The core driver has been the return of the giant 6.3-million tonne per year capacity Alunorte plant in Brazil.
Alunorte had been operating at half capacity since February 2018 under a court order related to allegations of run-offs from a tailings dam holding the “red mud” generated in the refining process.
Operator Hydro was given clearance to resume full output in May this year and Alunorte was already running at 80-85% capacity in June, the company said in its Q2 results. That should rise to 85-95% in the fourth quarter.
Alunorte’s return closes a supply gap in the Western market which had to be filled by Chinese exports, an unusual occurrence in the alumina market.
Chinese exports mushroomed to 1.5 million tonnes last year from just 56,000 tonnes in 2017.
The tide has since turned. Exports have dropped off sharply and the country has returned to being a net importer since January.
The extra supply is no longer needed thanks to the return of Alunorte, the continuing ramp-up of new capacity by Emirates Global Aluminium and stagnant aluminium production.
Metal output outside of China was down by 0.6% in the first half of 2019, according to the International Aluminium Institute.
CHINESE BOOM AND BUST
Chinese alumina prices have boomed and bust in the space of just three months.
Environmental closures in May, triggered by a “red mud” leak at Xinfa Group’s Jiaokou alumina refinery in Shanxi, spooked the local supply chain.
Any impact from those closures, however, has been fleeting. National output dipped appreciably in May but has since bounced back to 6.41 million tonnes in June, the highest monthly run-rate since May 2017.
Cumulative alumina output rose by 3% in the first half of the year and with China’s own aluminium production also flat-lining this year, analysts at Morgan Stanley calculate a 200,000-300,000 tonne surplus in the country. (“Stopping alumina’s slide”, July 29, 2019).

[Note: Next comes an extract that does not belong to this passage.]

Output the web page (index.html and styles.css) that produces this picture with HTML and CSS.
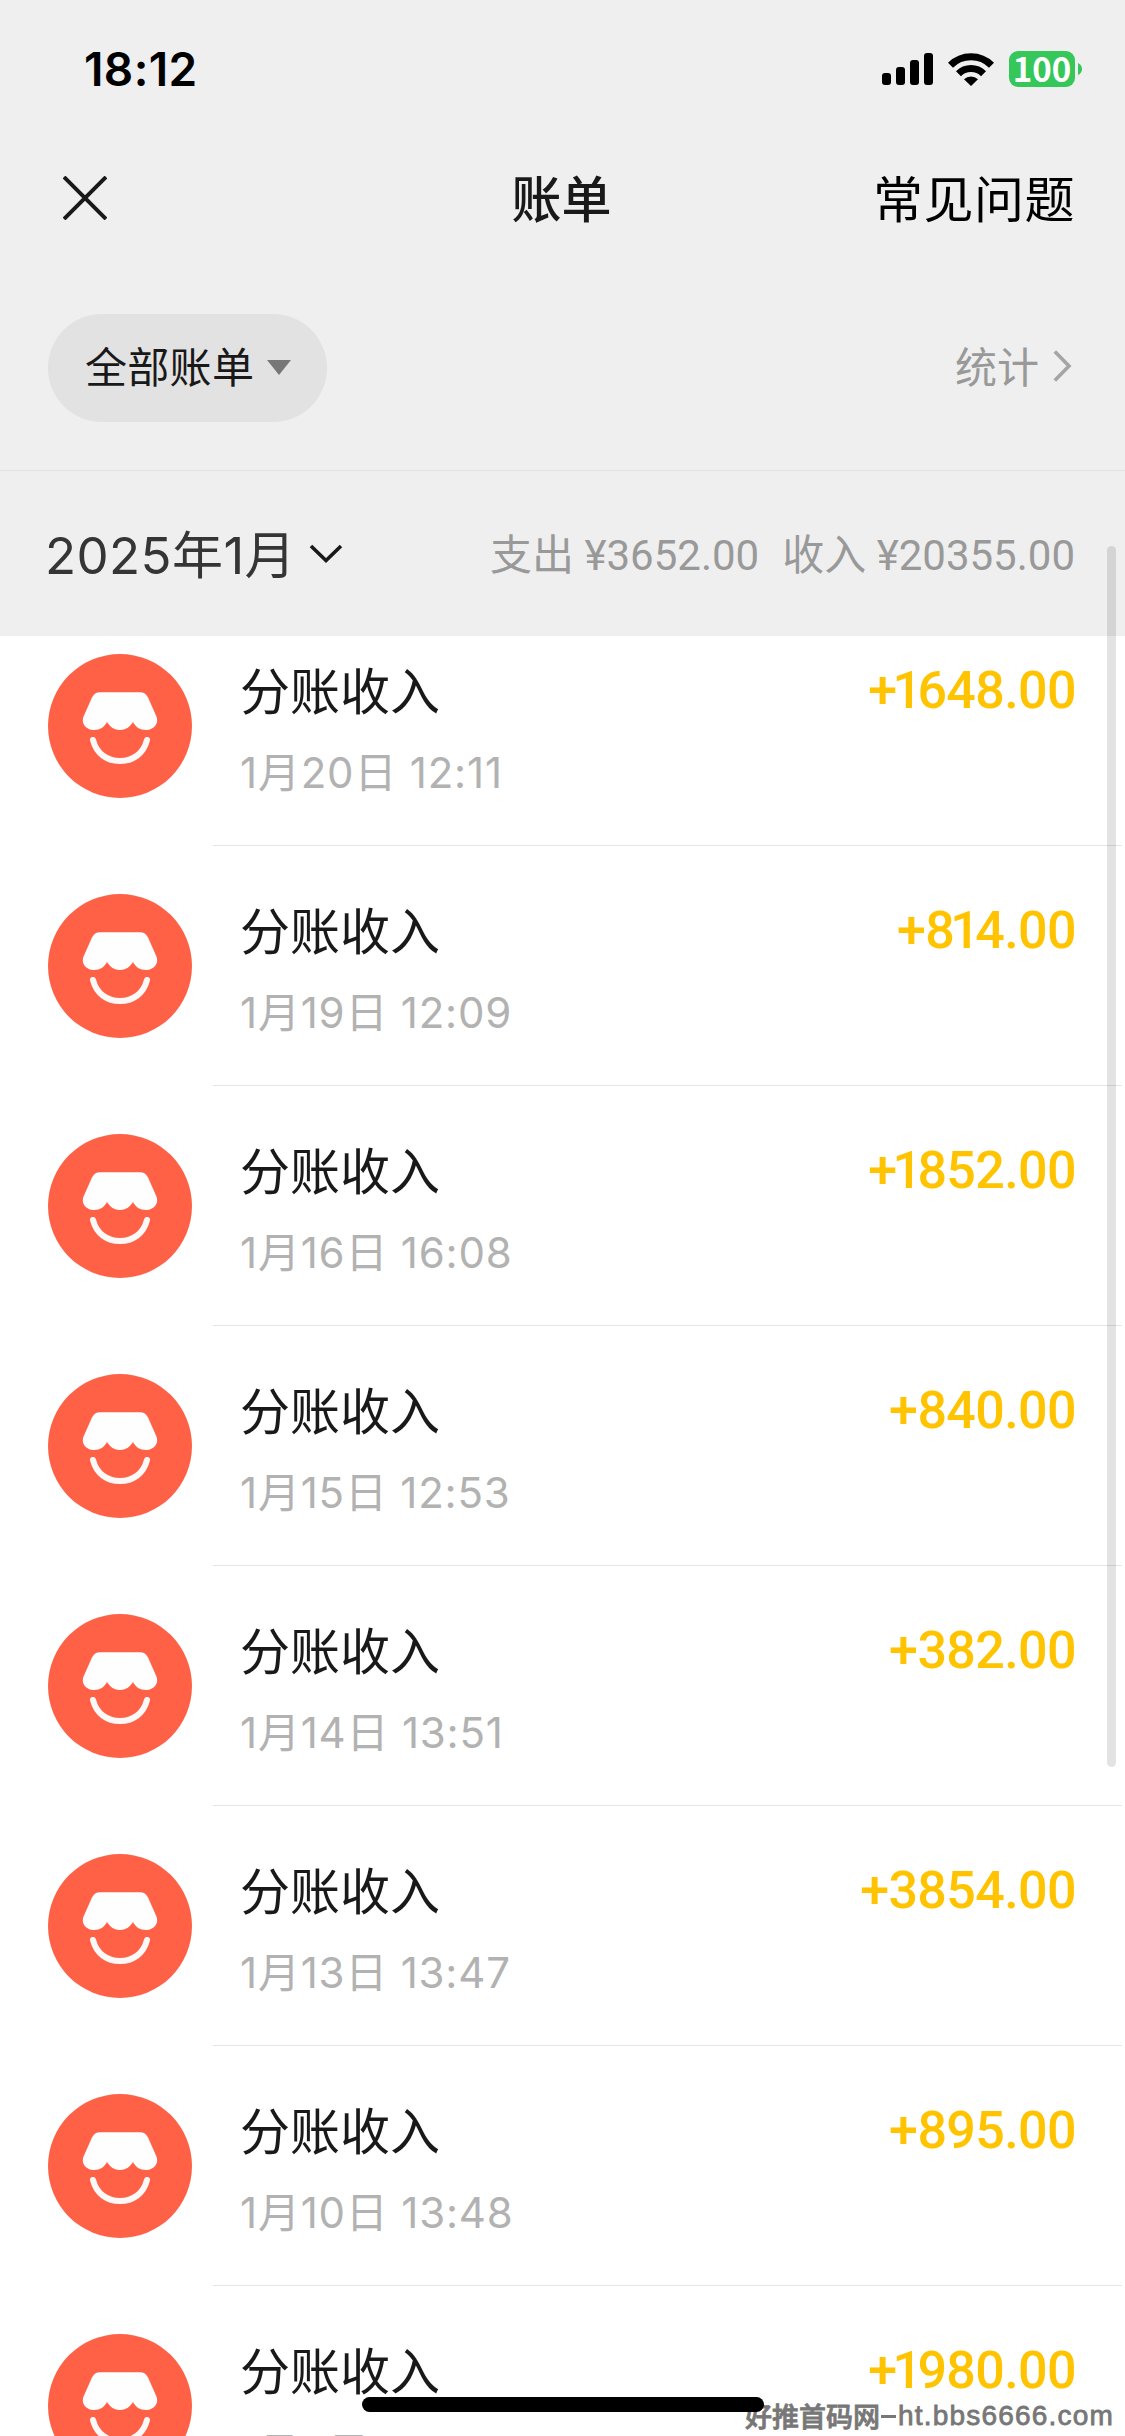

Previous fears of a supply shortfall have been rapidly dialled back and spot prices are now at a level where higher-cost producers in northern regions are suffering “serious losses”, according to Antaike, the research arm of the China Nonferrous Metals Industry Association.
Producers have announced a collective temporary curtailment of 1.5 million tonnes, Antaike says.
As ever with such coordinated announcements by Chinese producers, there’s an element of window-dressing previously scheduled maintenance work, but the real significance is what it says about the margin pain occasioned by falling prices.
Higher-cost producers have in the past been able collectively to support prices around $300 per tonne but with alumina’s own input costs falling, it remains to be seen how disciplined supply will be this time around.
There is growing speculation among analysts that China’s alumina sector is heading for the same sort of structural reform treatment already imposed on the smelter segment of the production chain.
That might be a source of long-term support to the alumina price but for now it’s down to whether Chinese producers can curtail output sufficiently to balance the domestic market.
RIDING THE ROLLER COASTER
Alumina has been on a high-tempo, high-volatilty price trajectory over the last couple of years.
It was above $600 per tonne as recently as September 2018 before crashing to its current producer pain levels.
The price of alumina was once linked to that of aluminium. Producers embraced spot trading several years ago, arguing that alumina supply-demand fundamentals were different from those of the metallic product.
They have turned out to be right, although not perhaps in the way they imagined. Alumina has turned out to be a much more volatile package of drivers than aluminium.
What’s curious is that all this volatility hasn’t inspired much interest in using the paper market to hedge price risk.
The LME’s newly-launched alumina contract didn’t trade at all through June. CME’s contract, which started trading in 2016, has seen only sporadic volumes since inception. Activity this year has almost totally dried up with just 240 contracts traded in January-June.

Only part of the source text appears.